Crónica de un presente agitado
Pero lo más importante es que explotó por los aires la lógica de una industria nacional que aún descorchaba champán por el éxito de Manuelita. La crítica inmediatamente entrevió el fenómeno, catalogando al film como “milagro” y comparándolo, con razón, con los primeros trabajos de ese maestro del policial que es Adolfo Aristarain. Bielinsky mostró en Nueve Reinas una seguridad y una claridad conceptual dignas de un veterano para narrar esta historia que cruza el destino de Marcos (la consagración definitiva de Ricardo Darín), un estafador sin prurito alguno a la hora de mentir, engañar y vender lo que no es, con el de un aprendiz algo más pudoroso (Gastón Pauls). Ambos tienen la oportunidad de sus vidas vendiendo las estampillas del título por medio millón de dólares. No hay que imaginar lo que implica esta suma para alguien que, como Marcos, estafa hasta al diarero.

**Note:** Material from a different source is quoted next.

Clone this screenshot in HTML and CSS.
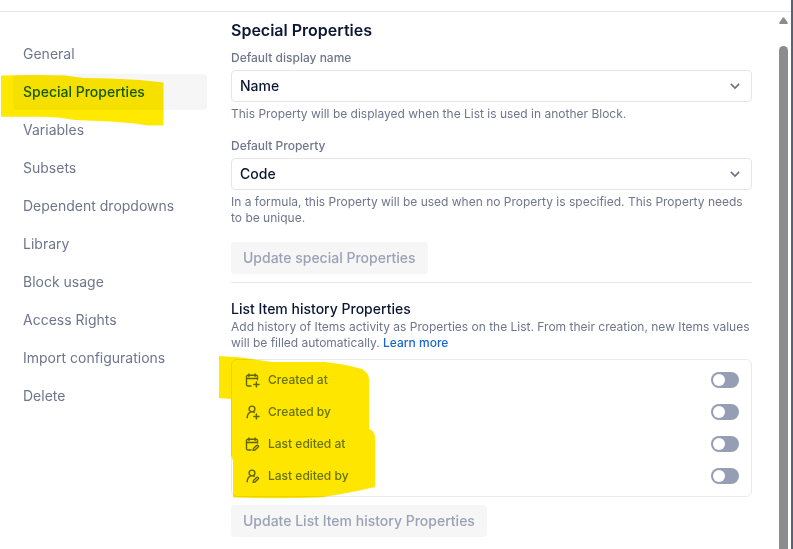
FILE: index.html
```
<!DOCTYPE html>
<html lang="en">
<head>
<meta charset="utf-8">
<title>Special Properties</title>
<link rel="stylesheet" href="styles.css">
</head>
<body>
<div class="window">
  <div class="app">
    <header class="topbar"></header>
    <div class="body">
      <nav class="sidebar">
        <a class="nav-item">General</a>
        <a class="nav-item active">Special Properties</a>
        <a class="nav-item">Variables</a>
        <a class="nav-item">Subsets</a>
        <a class="nav-item">Dependent dropdowns</a>
        <a class="nav-item">Library</a>
        <a class="nav-item">Block usage</a>
        <a class="nav-item">Access Rights</a>
        <a class="nav-item">Import configurations</a>
        <a class="nav-item">Delete</a>
      </nav>
      <main class="content">
        <h1 class="title">Special Properties</h1>
        <div class="field">
          <label class="label">Default display name</label>
          <div class="select"><span>Name</span><svg class="chevron" viewBox="0 0 12 8"><path d="M1.800 1.900 6 6.100l4.200-4.200"/></svg></div>
          <p class="hint">This Property will be displayed when the List is used in another Block.</p>
        </div>
        <div class="field">
          <label class="label">Default Property</label>
          <div class="select"><span>Code</span><svg class="chevron" viewBox="0 0 12 8"><path d="M1.800 1.900 6 6.100l4.200-4.200"/></svg></div>
          <p class="hint">In a formula, this Property will be used when no Property is specified. This Property needs<br>to be unique.</p>
        </div>
        <button class="button">Update special Properties</button>
        <hr class="divider">
        <h2 class="subtitle">List Item history Properties</h2>
        <p class="hint">Add history of Items activity as Properties on the List. From their creation, new Items values<br>will be filled automatically. <a class="link">Learn more</a></p>
        <div class="card">
          <div class="row">
            <svg class="icon" viewBox="0 0 16 16"><path d="M7 14H3.800a1.300 1.300 0 0 1-1.300-1.300V4.600A1.300 1.300 0 0 1 3.800 3.300h8.400a1.300 1.300 0 0 1 1.300 1.300v3.200M2.500 6.500h11M4.900 2V4.500M11.100 2V4.500M12.400 9.900v5.200M9.800 12.500h5.200"/></svg>
            <span class="row-name">Created at</span><span class="toggle"></span>
          </div>
          <div class="row">
            <svg class="icon" viewBox="0 0 16 16"><circle cx="8" cy="5" r="2.900"/><path d="M3.200 13.700c0-3 1.300-4.900 3.700-5.900M9.200 7.800l.9.700M12.400 9.900v5.200M9.800 12.500h5.200"/></svg>
            <span class="row-name">Created by</span><span class="toggle"></span>
          </div>
          <div class="row">
            <svg class="icon" viewBox="0 0 16 16"><path d="M7 14H3.800a1.300 1.300 0 0 1-1.300-1.300V4.600A1.300 1.300 0 0 1 3.800 3.300h8.400a1.300 1.300 0 0 1 1.300 1.300v2.400M2.500 6.500h11M4.900 2V4.500M11.100 2V4.500M9.100 14.300l.4-1.900 3-2.900a1.100 1.100 0 0 1 1.600 1.600l-3 2.900z"/></svg>
            <span class="row-name">Last edited at</span><span class="toggle"></span>
          </div>
          <div class="row">
            <svg class="icon" viewBox="0 0 16 16"><circle cx="8" cy="5" r="2.900"/><path d="M3.200 13.700c0-3 1.300-4.900 3.700-5.900M9.200 7.800l.9.600M9.100 14.300l.4-1.900 3-2.900a1.100 1.100 0 0 1 1.600 1.600l-3 2.900z"/></svg>
            <span class="row-name">Last edited by</span><span class="toggle"></span>
          </div>
        </div>
        <button class="button">Update List Item history Properties</button>
      </main>
      <div class="scrollbar">
        <svg class="scroll-up" viewBox="0 0 9 8"><path d="M3.700.8Q4.500-.3 5.300.8L8.700 5.600Q9.300 7 8 7H1Q-.3 7 .3 5.600z"/></svg>
        <div class="scroll-thumb"></div>
      </div>
    </div>
  </div>
  <!-- Marker strokes laid over the page -->
  <svg class="marker" viewBox="0 0 793 549">
    <path class="stroke-nav" d="M1 75.500Q34 74.500 65 75.500L84 78 110 78.500 140 80 163.500 82.500V125.500H148L135 123.500 110 121.500 75 120 58 117.500 40 116.800H1z"/>
    <path class="stroke-list" d="M219 356L242 357.500 258 360 272 362H325Q345 364 362 369 369 373 369 380V429Q375 431 375 438V487Q350 493 320 497.500 276 499 233 497.500V461L231 455V399L219 398z"/>
  </svg>
</div>
</body>
</html>
```

FILE: styles.css
```
* { box-sizing: border-box; }

body {
  margin: 0;
  background: #fff;
  font-family: Inter, "Liberation Sans", sans-serif;
  color: #0b1633;
}

.window {
  position: relative;
  height: 549px;
  overflow: hidden;
  background: #fff;
}

.app {
  display: flex;
  flex-direction: column;
  height: 100%;
  border-right: 2px solid #5a6175;
}

.topbar {
  flex: none;
  height: 12px;
  border-bottom: 1px solid #e5e6e9;
}

.body {
  display: flex;
  flex: 1;
  min-height: 0;
}

.sidebar {
  display: flex;
  flex-direction: column;
  gap: 2px;
  width: 207px;
  padding: 24px 0 0 13px;
}

.nav-item {
  height: 36px;
  padding-left: 10px;
  border-radius: 4px;
  font-size: 14px;
  line-height: 36px;
  color: #6e768c;
}

.nav-item.active {
  background: #f6f6f7;
  font-weight: 500;
  color: #14601c;
}

.content {
  width: 521px;
  margin-left: 24px;
  padding-top: 6px;
}

.title {
  margin: 0 0 8px;
  font-size: 16px;
  font-weight: 600;
  line-height: 24px;
}

.field { margin-bottom: 16px; }

.label {
  display: block;
  margin-bottom: 4px;
  font-size: 12px;
  font-weight: 500;
  line-height: 16px;
  color: #6e768c;
}

.select {
  display: flex;
  align-items: center;
  justify-content: space-between;
  height: 32px;
  margin-bottom: 4px;
  padding: 0 10px 0 8px;
  border: 1px solid #e4e5e8;
  border-radius: 4px;
  font-size: 14px;
  font-weight: 500;
  line-height: 20px;
}

.chevron {
  width: 12px;
  height: 8px;
  fill: none;
  stroke: #6b7288;
  stroke-width: 1.6;
}

.hint {
  margin: 0;
  font-size: 12px;
  line-height: 16px;
  color: #6e768c;
  white-space: nowrap;
}

.link { color: #1a66d0; font-weight: 500; }

.button {
  display: block;
  height: 32px;
  padding: 0 12px;
  border: 0;
  border-radius: 4px;
  background: #f6f6f7;
  font: 500 14px/32px Inter, "Liberation Sans", sans-serif;
  color: #9aa2b6;
}

.divider {
  height: 1px;
  margin: 8px 0 16px;
  border: 0;
  background: #e5e6e9;
}

.subtitle {
  margin: 0;
  font-size: 14px;
  font-weight: 500;
  line-height: 20px;
}

.card {
  margin: 8px 0;
  padding: 4px 12px;
  border: 1px solid #e9eaec;
  border-radius: 6px;
}

.row {
  display: flex;
  align-items: center;
  height: 32px;
}

.icon {
  width: 16px;
  height: 16px;
  margin-right: 8px;
  fill: none;
  stroke: #5f7085;
  stroke-width: 1.4;
  stroke-linecap: round;
  stroke-linejoin: round;
}

.row-name {
  flex: 1;
  font-size: 12px;
  font-weight: 500;
  line-height: 16px;
  color: #66808c;
}

.toggle {
  width: 28px;
  height: 16px;
  padding: 2px;
  border-radius: 8px;
  background: #959eb4;
}

.toggle::before {
  content: "";
  display: block;
  width: 12px;
  height: 12px;
  border-radius: 50%;
  background: #fff;
}

.scrollbar {
  display: flex;
  flex-direction: column;
  width: 9px;
  margin: 5px 3px 0 auto;
}

.scroll-up {
  width: 9px;
  height: 8px;
  fill: #8b8d8c;
}

.scroll-thumb {
  flex: 1;
  margin-top: 21px;
  border-radius: 5px 5px 0 0;
  background: #8b8d8c;
}

.marker {
  position: absolute;
  inset: 0;
  width: 793px;
  height: 549px;
  mix-blend-mode: multiply;
  pointer-events: none;
}

.stroke-nav { fill: #ffe900; }
.stroke-list { fill: #ffe600; }
```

Ese medio millón de dólares todavía equivalía a medio millón de pesos. El detalle podría ser anecdótico, aunque con los años quedó claro que la de Bielinsky era una película que dialogaba con su contexto de una manera infrecuente para un cine argentino comercial siempre preocupado por desligarse de cualquier coordenada social y política precisa. Aquí está la idea de la riqueza como norte único, el aplastamiento de la solidaridad en pos del lujo, un espacio público en tensión que opera como escenario de una batalla por la supervivencia diaria, como bien demuestra la inolvidable escena en la que Darín le radiografía a su socio la selva porteña (“No los ves pero están. Son descuidistas, culateros, abanicadores, gallos ciegos, biromistas, mecheras, garfios, pungas, boqueteros, escruchantes, arrebatadores, mostaceros, lanzas, bagalleros, pesqueros, filos…”).
Nueve Reinas es una historia universal a la vez que particular, imposible de despegar del arraigo cultural en el que transcurre. Otro vínculo ineludible con Aristarain: así como uno hizo la mejor película sobre la dictadura mientras ésta estaba en pleno desarrollo (Tiempo de revancha, 1981), el otro filmó la película que mejor captura el aire desesperanzado, de debacle económica pero también moral y ética, del ocaso del modelo menemista. Estas lecturas aparecen en revisiones posteriores, ya que los años, lejos de envejecerla, le agregan tonalidades y matices. A Nueve Reinas, como los buenos vinos, el tiempo le sienta de maravillas. Habrá que ir al cine para ver qué tiene que decir sobre un presente con mucho olor a pasado.